# WRITTEN REQUEST
Filter the data for lines with the word "React", then copy every line so identified.

# RECORDED DATA

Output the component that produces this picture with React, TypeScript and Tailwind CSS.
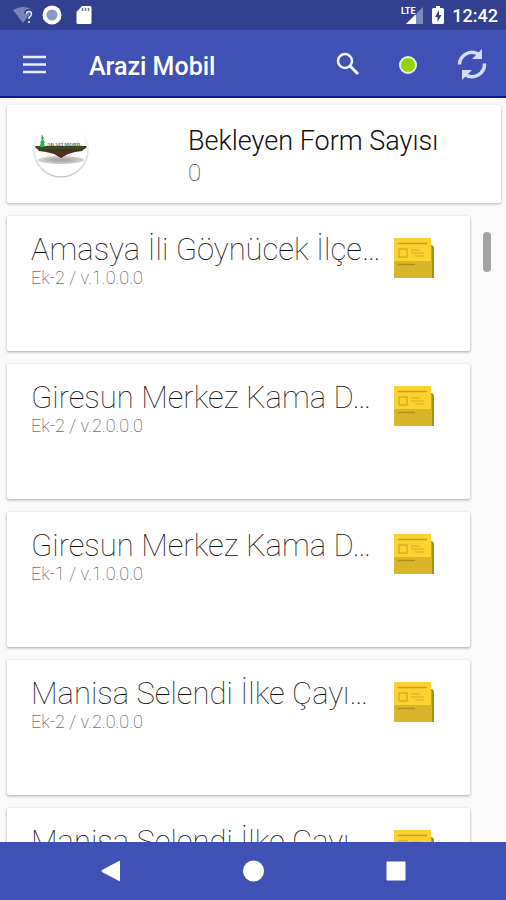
import React from 'react';

const forms = [
  { id: 1, title: 'Amasya İli Göynücek İlçe…', version: 'Ek-2 / v.1.0.0.0' },
  { id: 2, title: 'Giresun Merkez Kama D…', version: 'Ek-2 / v.2.0.0.0' },
  { id: 3, title: 'Giresun Merkez Kama D…', version: 'Ek-1 / v.1.0.0.0' },
  { id: 4, title: 'Manisa Selendi İlke Çayı…', version: 'Ek-2 / v.2.0.0.0' },
  { id: 5, title: 'Manisa Selendi İlke Çayı…', version: '' },
];

const FormIcon = () => (
  <svg className="h-10 w-10 shrink-0" viewBox="0 0 40 40" aria-hidden="true">
    <path d="M36 7h2l2 2v31h-4z" fill="#a98d1f" />
    <path d="M36 8h2v32h-2z" fill="#cda923" />
    <path d="M0 0h37v23H0z" fill="#fcd230" />
    <path d="M0 23h38v17H0z" fill="#d9b52a" />
    <path d="M4 5.500h29" stroke="#c99f20" strokeWidth="1.500" />
    <path d="M5 11h8v8h-8z" fill="none" stroke="#dcae25" strokeWidth="1.500" />
    <path d="M17 12h9M17 15h13M21 18h9" stroke="#e5b92a" strokeWidth="1.500" />
    <path d="M4 26.500h17" stroke="#b28f1c" strokeWidth="1.500" />
  </svg>
);

const Logo = () => (
  <svg className="h-14 w-14 shrink-0" viewBox="0 0 56 56" role="img" aria-label="Arazi Mobil">
    <defs>
      <linearGradient id="ring" x1="0" y1="0" x2="0" y2="1">
        <stop offset="0.1" stopColor="#fff" />
        <stop offset="0.7" stopColor="#dcdcdc" />
        <stop offset="1" stopColor="#c9c9c9" />
      </linearGradient>
      <radialGradient id="shade">
        <stop offset="0.3" stopColor="#aaa" />
        <stop offset="1" stopColor="#d4d4d4" />
      </radialGradient>
    </defs>
    <circle cx="28" cy="27" r="27" fill="#fff" stroke="url(#ring)" strokeWidth="1.500" />
    <ellipse cx="28" cy="37" rx="23" ry="4" fill="url(#shade)" />
    <path d="M2 23h52l-5 5-7 1-7 2-7 4-7-4-8-2-7-1z" fill="#4d3021" />
    <path d="M2 24l4-1 3 1 4-1 5 1 5-1 5 1 6-1 5 1 6-1 4 1 5 0-2 2-48 0z" fill="#315323" />
    <path d="M9 11l2 5-1 0 2 4-1 0 1 4H6l2-4-1 0 2-4-1 0z" fill="#3aa856" />
    <text x="14" y="23" fontSize="5" fontWeight="700" fontFamily="Liberation Serif, serif" fill="#565b56">ARAZİ MOBİL</text>
  </svg>
);

const StatusBar = () => (
  <div className="flex h-[30px] shrink-0 items-center justify-between bg-[#32408f] pl-3 pr-2 text-white">
    <div className="flex items-center gap-2">
      <svg className="h-5 w-6" viewBox="0 0 24 20" aria-hidden="true">
        <path d="M1 5Q11-1 21 5L11 18z" fill="#7883bb" />
        <path d="M14 9q0-3 3-3t3 3q0 2-3 4v2M17 17v2" fill="none" stroke="#32408f" strokeWidth="4" />
        <path d="M14.500 9q0-2.500 2.500-2.500t2.500 2.500q0 2-2.500 3.500v1.500M17 16v2" fill="none" stroke="#e8eaf6" strokeWidth="1.500" />
      </svg>
      <svg className="h-5 w-4" viewBox="0 0 16 20" overflow="visible" aria-hidden="true">
        <circle cx="8" cy="10" r="9.500" fill="#fff" />
        <circle cx="8" cy="10" r="5.500" fill="#8e98c8" />
      </svg>
      <svg className="ml-2 h-5 w-4" viewBox="0 0 16 20" aria-hidden="true">
        <path d="M6 1h8q1.500 0 1.500 1.500v15q0 1.500-1.500 1.500H2q-1.500 0-1.500-1.500V7z" fill="#fff" />
        <path d="M6.500 3v3M9.500 3v3M12.500 3v3" stroke="#68729f" strokeWidth="1.500" />
      </svg>
    </div>
    <div className="flex items-center gap-2">
      <svg className="h-5 w-6" viewBox="0 0 24 20" aria-hidden="true">
        <path d="M23 2v17H6z" fill="#8089bb" />
        <path d="M16 9v10H6z" fill="#fff" />
        <text x="1" y="9" fontSize="9" fontWeight="700" fontFamily="Roboto, sans-serif" fill="#fff" stroke="#32408f" strokeWidth="2" paintOrder="stroke">LTE</text>
      </svg>
      <svg className="h-5 w-3" viewBox="0 0 12 20" aria-hidden="true">
        <path d="M4 1h4v2h2.500q1.500 0 1.500 1.500v13q0 1.500-1.500 1.500h-9Q0 19 0 17.500v-13Q0 3 1.500 3H4z" fill="#fff" />
        <path d="M7 5l-4 7h2.500v5l4-7H7z" fill="#32408f" />
      </svg>
      <span className="pt-px text-lg font-medium leading-5">12:42</span>
    </div>
  </div>
);

const AppBar = () => (
  <header className="flex h-[68px] shrink-0 items-center border-b-2 border-[#0b18a0] bg-[#3f51b5] pl-[22px] pr-[18px] pt-1 text-white">
    <button type="button" aria-label="Menü" className="h-6 w-6">
      <svg viewBox="0 0 24 24" overflow="visible" aria-hidden="true">
        <path d="M1 4h23M1 11.500h23M1 19h23" stroke="#e9ebfa" strokeWidth="2.500" />
      </svg>
    </button>
    <h1 className="ml-[43px] flex-1 pt-1 text-[25px] font-medium leading-8">Arazi Mobil</h1>
    <div className="flex items-center">
      <button type="button" aria-label="Ara" className="h-6 w-6">
        <svg viewBox="0 0 24 24" overflow="visible" fill="none" stroke="#f1f3ff" aria-hidden="true">
          <circle cx="9" cy="8" r="7" strokeWidth="2.500" />
          <path d="M14 13l8 8" strokeWidth="3" />
        </svg>
      </button>
      <button type="button" aria-label="Bağlantı durumu" className="ml-[38px] h-5 w-5">
        <svg viewBox="0 0 20 20" aria-hidden="true">
          <circle cx="10" cy="10" r="8" fill="#95d200" stroke="#e6eef0" strokeWidth="2" />
        </svg>
      </button>
      <button type="button" aria-label="Yenile" className="ml-[38px] h-8 w-8">
        <svg viewBox="0 0 32 32" overflow="visible" aria-hidden="true">
          <path d="M3.500 15.500A12.500 12.500 0 0 1 23 5.500M28.500 14.500A12.500 12.500 0 0 1 9 25.500" fill="none" stroke="#d6dbf5" strokeWidth="3.500" />
          <path d="M26 0v10H16zM6 31V21h10z" fill="#d6dbf5" />
        </svg>
      </button>
    </div>
  </header>
);

const NavBar = () => (
  <nav className="flex h-[58px] shrink-0 items-center justify-center gap-[118px] bg-[#3f51b5]">
    <button type="button" aria-label="Geri" className="h-6 w-6">
      <svg viewBox="0 0 24 24" fill="#fff" aria-hidden="true">
        <path d="M21 2.500v19q0 1-1 .5L3 13q-1-1 0-2l17-9q1-.5 1 .5z" />
      </svg>
    </button>
    <button type="button" aria-label="Ana ekran" className="h-6 w-6">
      <svg viewBox="0 0 24 24" fill="#fff" aria-hidden="true">
        <circle cx="12.500" cy="12" r="10.500" />
      </svg>
    </button>
    <button type="button" aria-label="Son uygulamalar" className="h-6 w-6">
      <svg viewBox="0 0 24 24" fill="#fff" aria-hidden="true">
        <rect x="3.500" y="2.500" width="19" height="19" rx="1" />
      </svg>
    </button>
  </nav>
);

const App = () => {
  return (
    <div className="flex h-screen flex-col bg-[#fafafa] font-[Roboto,sans-serif]">
      <StatusBar />
      <AppBar />

      <main className="flex min-h-0 flex-1 flex-col gap-[13px] overflow-hidden pl-[7px] pr-[5px] pt-[7px]">
        <section className="flex h-[98px] shrink-0 items-start rounded-xs bg-white pl-[26px] pt-[18px] shadow-[0_1px_3px_rgba(0,0,0,0.3)]">
          <Logo />
          <div className="ml-[99px]">
            <h2 className="text-[27px] font-light leading-9 text-[#111]">Bekleyen Form Sayısı</h2>
            <p className="text-2xl font-thin leading-7 text-[#333]">0</p>
          </div>
        </section>

        <div className="flex min-h-0 flex-1 items-start justify-between pr-[10px]">
          <ul className="mr-[13px] flex flex-1 flex-col gap-[13px]">
            {forms.map((form) => (
              <li
                key={form.id}
                className="flex h-[135px] items-start justify-between rounded-xs bg-white pl-6 pr-9 pt-[22px] shadow-[0_1px_3px_rgba(0,0,0,0.35)]"
              >
                <div className="-mt-1 min-w-0">
                  <h3 className="whitespace-nowrap text-[31px] font-thin leading-8 text-[#111]">{form.title}</h3>
                  <p className="text-lg font-thin leading-6 text-[#333]">{form.version}</p>
                </div>
                <FormIcon />
              </li>
            ))}
          </ul>
          <div className="mt-4 h-10 w-2 shrink-0 rounded-full bg-[#a3a3a3]" />
        </div>
      </main>

      <NavBar />
    </div>
  );
};

export default App;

# THE RESPONSE
Output the component that produces this picture with React, TypeScript and Tailwind CSS.
import React from 'react';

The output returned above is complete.